_What is asked:_
In your copy, include every line of the listing below exactly but none of the pictures.

_Supplied information:_

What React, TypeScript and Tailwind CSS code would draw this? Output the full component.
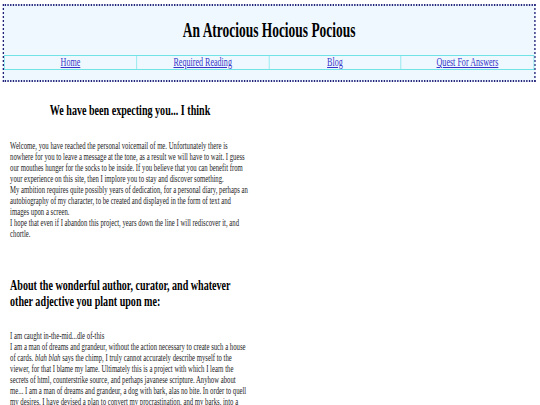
import React from 'react';

const navLinks = ['Home', 'Required Reading', 'Blog', 'Quest For Answers'] as const;

// the reference is a wide page squeezed into 540px, so the page is laid out at 804px and scaled on x
export default function App() {
  return (
    <div className="min-h-screen w-full overflow-hidden bg-white">
      <div className="w-[804px] origin-top-left scale-x-[0.672] pt-[4px] pb-[40px] font-['Liberation_Serif',serif] text-black">
        <header className="ml-[4px] mr-[7px] border-2 border-dotted border-[#23237a] bg-[#f0f8ff] pt-[13px] pb-[10px]">
          <h1 className="text-center text-[20px] leading-[23px] font-bold">An Atrocious Hocious Pocious</h1>
          <nav className="mt-[13px] grid grid-cols-4 border-x-[1.5px] border-y border-[#6fe3e6]">
            {navLinks.map((label, i) => (
              <div
                key={label}
                className={
                  i < navLinks.length - 1
                    ? 'border-r-[1.5px] border-[#6fe3e6] text-center text-[12px] leading-[13px]'
                    : 'text-center text-[12px] leading-[13px]'
                }
              >
                <a href="#" className="text-[#3434c8] underline">
                  {label}
                </a>
              </div>
            ))}
          </nav>
        </header>

        <main className="ml-[15px] w-[357px]">
          <h2 className="mt-[20px] text-center text-[15px] leading-[16px] font-bold">
            We have been expecting you... I think
          </h2>
          <p className="mt-[22px] text-[10px] leading-[11px] text-[#1c1c1c]">
            Welcome, you have reached the personal voicemail of me. Unfortunately there is nowhere for you to leave a
            message at the tone, as a result we will have to wait. I guess our mouthes hunger for the socks to be inside.
            If you believe that you can benefit from your experience on this site, then I implore you to stay and
            discover something.
            <br />
            My ambition requires quite possibly years of dedication, for a personal diary, perhaps an autobiography of my
            character, to be created and displayed in the form of text and images upon a screen.
            <br />
            I hope that even if I abandon this project, years down the line I will rediscover it, and chortle.
          </p>

          <h2 className="mt-[38px] text-[15px] leading-[16px] font-bold">
            About the wonderful author, curator, and whatever other adjective you plant upon me:
          </h2>
          <p className="mt-[21px] text-[10px] leading-[11px] text-[#1c1c1c]">
            I am caught in-the-mid...dle of-this
            <br />
            I am a man of dreams and grandeur, without the action necessary to create such a house of cards.{' '}
            <i>blah blah</i> says the chimp, I truly cannot accurately describe myself to the viewer, for that I blame my
            lame. Ultimately this is a project with which I learn the secrets of html, counterstrike source, and perhaps
            javanese scripture. Anyhow about me... I am a man of dreams and grandeur, a dog with bark, alas no bite. In
            order to quell my desires, I have devised a plan to convert my procrastination, and my barks, into a bite.
          </p>
        </main>
      </div>
    </div>
  );
}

_Exercise response:_
What React, TypeScript and Tailwind CSS code would draw this? Output the full component.
import React from 'react';

const navLinks = ['Home', 'Required Reading', 'Blog', 'Quest For Answers'] as const;

// the reference is a wide page squeezed into 540px, so the page is laid out at 804px and scaled on x
export default function App() {
  return (
    <div className="min-h-screen w-full overflow-hidden bg-white">
      <div className="w-[804px] origin-top-left scale-x-[0.672] pt-[4px] pb-[40px] font-['Liberation_Serif',serif] text-black">
        <header className="ml-[4px] mr-[7px] border-2 border-dotted border-[#23237a] bg-[#f0f8ff] pt-[13px] pb-[10px]">
          <h1 className="text-center text-[20px] leading-[23px] font-bold">An Atrocious Hocious Pocious</h1>
          <nav className="mt-[13px] grid grid-cols-4 border-x-[1.5px] border-y border-[#6fe3e6]">
            {navLinks.map((label, i) => (
              <div
                key={label}
                className={
                  i < navLinks.length - 1
                    ? 'border-r-[1.5px] border-[#6fe3e6] text-center text-[12px] leading-[13px]'
                    : 'text-center text-[12px] leading-[13px]'
                }
              >
                <a href="#" className="text-[#3434c8] underline">
                  {label}
                </a>
              </div>
            ))}
          </nav>
        </header>

        <main className="ml-[15px] w-[357px]">
          <h2 className="mt-[20px] text-center text-[15px] leading-[16px] font-bold">
            We have been expecting you... I think
          </h2>
          <p className="mt-[22px] text-[10px] leading-[11px] text-[#1c1c1c]">
            Welcome, you have reached the personal voicemail of me. Unfortunately there is nowhere for you to leave a
            message at the tone, as a result we will have to wait. I guess our mouthes hunger for the socks to be inside.
            If you believe that you can benefit from your experience on this site, then I implore you to stay and
            discover something.
            <br />
            My ambition requires quite possibly years of dedication, for a personal diary, perhaps an autobiography of my
            character, to be created and displayed in the form of text and images upon a screen.
            <br />
            I hope that even if I abandon this project, years down the line I will rediscover it, and chortle.
          </p>

          <h2 className="mt-[38px] text-[15px] leading-[16px] font-bold">
            About the wonderful author, curator, and whatever other adjective you plant upon me:
          </h2>
          <p className="mt-[21px] text-[10px] leading-[11px] text-[#1c1c1c]">
            I am caught in-the-mid...dle of-this
            <br />
            I am a man of dreams and grandeur, without the action necessary to create such a house of cards.{' '}
            <i>blah blah</i> says the chimp, I truly cannot accurately describe myself to the viewer, for that I blame my
            lame. Ultimately this is a project with which I learn the secrets of html, counterstrike source, and perhaps
            javanese scripture. Anyhow about me... I am a man of dreams and grandeur, a dog with bark, alas no bite. In
            order to quell my desires, I have devised a plan to convert my procrastination, and my barks, into a bite.
          </p>
        </main>
      </div>
    </div>
  );
}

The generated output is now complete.